* _TASK TO COMPLETE_
Copy all lines below exactly as written. Leave pictures out.

* _RECORDED DATA_

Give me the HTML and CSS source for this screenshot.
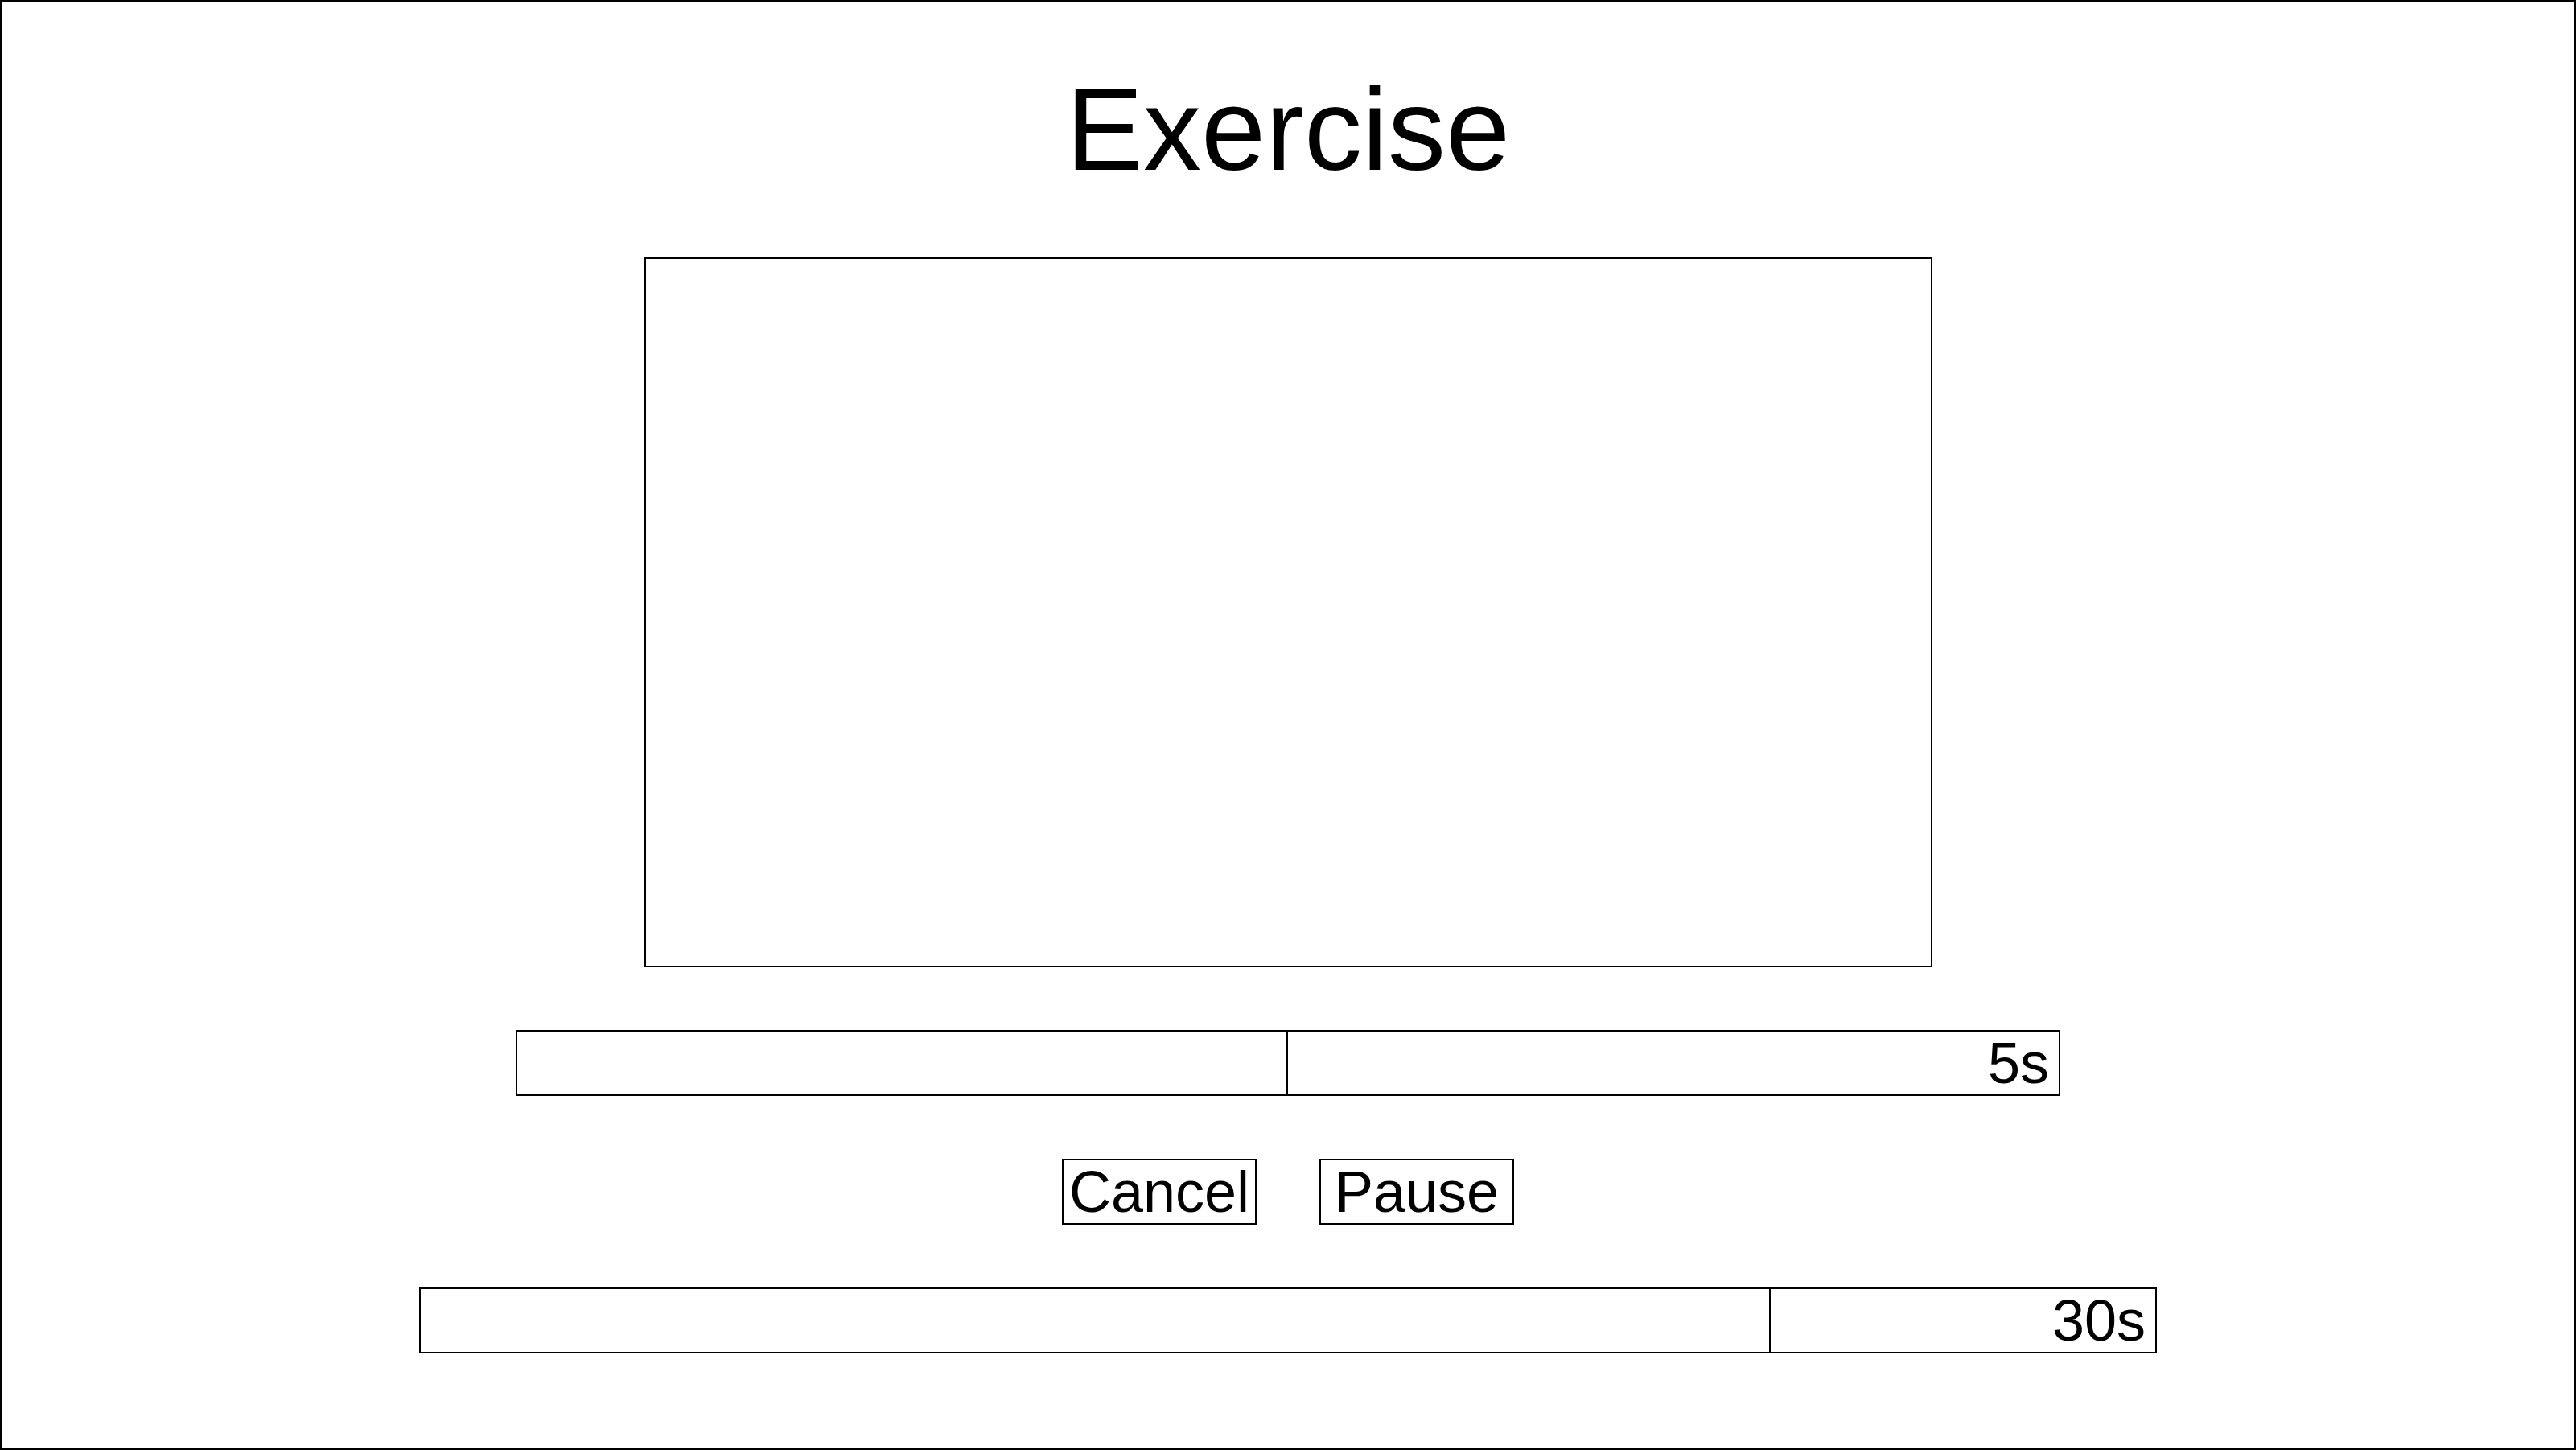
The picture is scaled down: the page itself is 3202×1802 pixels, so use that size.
FILE: index.html
```html
<!DOCTYPE html>
<html lang="en">
<head>
<meta charset="utf-8">
<title>Exercise</title>
<link rel="stylesheet" href="styles.css">
</head>
<body>
<main class="screen">
  <h1 class="title">Exercise</h1>
  <div class="video"></div>
  <div class="bar bar-short">
    <div class="bar-fill" style="width: 50%"></div>
    <div class="bar-rest">5s</div>
  </div>
  <div class="actions">
    <button class="btn" type="button">Cancel</button>
    <button class="btn" type="button">Pause</button>
  </div>
  <div class="bar bar-long">
    <div class="bar-fill" style="width: 77.85%"></div>
    <div class="bar-rest">30s</div>
  </div>
</main>
</body>
</html>
```
FILE: styles.css
```css
* {
  box-sizing: border-box;
}

html, body {
  margin: 0;
  padding: 0;
  background: #fff;
}

body {
  font-family: "Liberation Sans", Arial, sans-serif;
  color: #000;
}

.screen {
  width: 100vw;
  height: 100vh;
  border: 2px solid #000;
  display: flex;
  flex-direction: column;
  align-items: center;
  padding-top: 88px;
}

.title {
  margin: 0;
  font-size: 144px;
  font-weight: normal;
  line-height: 144px;
}

.video {
  margin-top: 86px;
  width: 1601px;
  height: 882px;
  border: 2px solid #000;
}

.bar {
  display: flex;
  height: 82px;
  border: 2px solid #000;
  margin-top: 78px;
}

.bar-short {
  width: 1920px;
}

.bar-long {
  width: 2160px;
}

.bar-fill {
  flex: none;
  height: 100%;
  border-right: 2px solid #000;
}

.bar-rest {
  flex: 1;
  font-size: 72px;
  line-height: 78px;
  text-align: right;
  padding-right: 12px;
}

.actions {
  display: flex;
  gap: 78px;
  margin-top: 78px;
}

.btn {
  width: 242px;
  height: 82px;
  margin: 0;
  padding: 0;
  border: 2px solid #000;
  border-radius: 0;
  background: #fff;
  color: #000;
  font-family: "Liberation Sans", Arial, sans-serif;
  font-size: 72px;
  line-height: 78px;
  text-align: center;
}
```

* _OUTPUT FOR THIS TASK_
Give me the HTML and CSS source for this screenshot.
The picture is scaled down: the page itself is 3202×1802 pixels, so use that size.
FILE: index.html
```html
<!DOCTYPE html>
<html lang="en">
<head>
<meta charset="utf-8">
<title>Exercise</title>
<link rel="stylesheet" href="styles.css">
</head>
<body>
<main class="screen">
  <h1 class="title">Exercise</h1>
  <div class="video"></div>
  <div class="bar bar-short">
    <div class="bar-fill" style="width: 50%"></div>
    <div class="bar-rest">5s</div>
  </div>
  <div class="actions">
    <button class="btn" type="button">Cancel</button>
    <button class="btn" type="button">Pause</button>
  </div>
  <div class="bar bar-long">
    <div class="bar-fill" style="width: 77.85%"></div>
    <div class="bar-rest">30s</div>
  </div>
</main>
</body>
</html>
```
FILE: styles.css
```css
* {
  box-sizing: border-box;
}

html, body {
  margin: 0;
  padding: 0;
  background: #fff;
}

body {
  font-family: "Liberation Sans", Arial, sans-serif;
  color: #000;
}

.screen {
  width: 100vw;
  height: 100vh;
  border: 2px solid #000;
  display: flex;
  flex-direction: column;
  align-items: center;
  padding-top: 88px;
}

.title {
  margin: 0;
  font-size: 144px;
  font-weight: normal;
  line-height: 144px;
}

.video {
  margin-top: 86px;
  width: 1601px;
  height: 882px;
  border: 2px solid #000;
}

.bar {
  display: flex;
  height: 82px;
  border: 2px solid #000;
  margin-top: 78px;
}

.bar-short {
  width: 1920px;
}

.bar-long {
  width: 2160px;
}

.bar-fill {
  flex: none;
  height: 100%;
  border-right: 2px solid #000;
}

.bar-rest {
  flex: 1;
  font-size: 72px;
  line-height: 78px;
  text-align: right;
  padding-right: 12px;
}

.actions {
  display: flex;
  gap: 78px;
  margin-top: 78px;
}

.btn {
  width: 242px;
  height: 82px;
  margin: 0;
  padding: 0;
  border: 2px solid #000;
  border-radius: 0;
  background: #fff;
  color: #000;
  font-family: "Liberation Sans", Arial, sans-serif;
  font-size: 72px;
  line-height: 78px;
  text-align: center;
}
```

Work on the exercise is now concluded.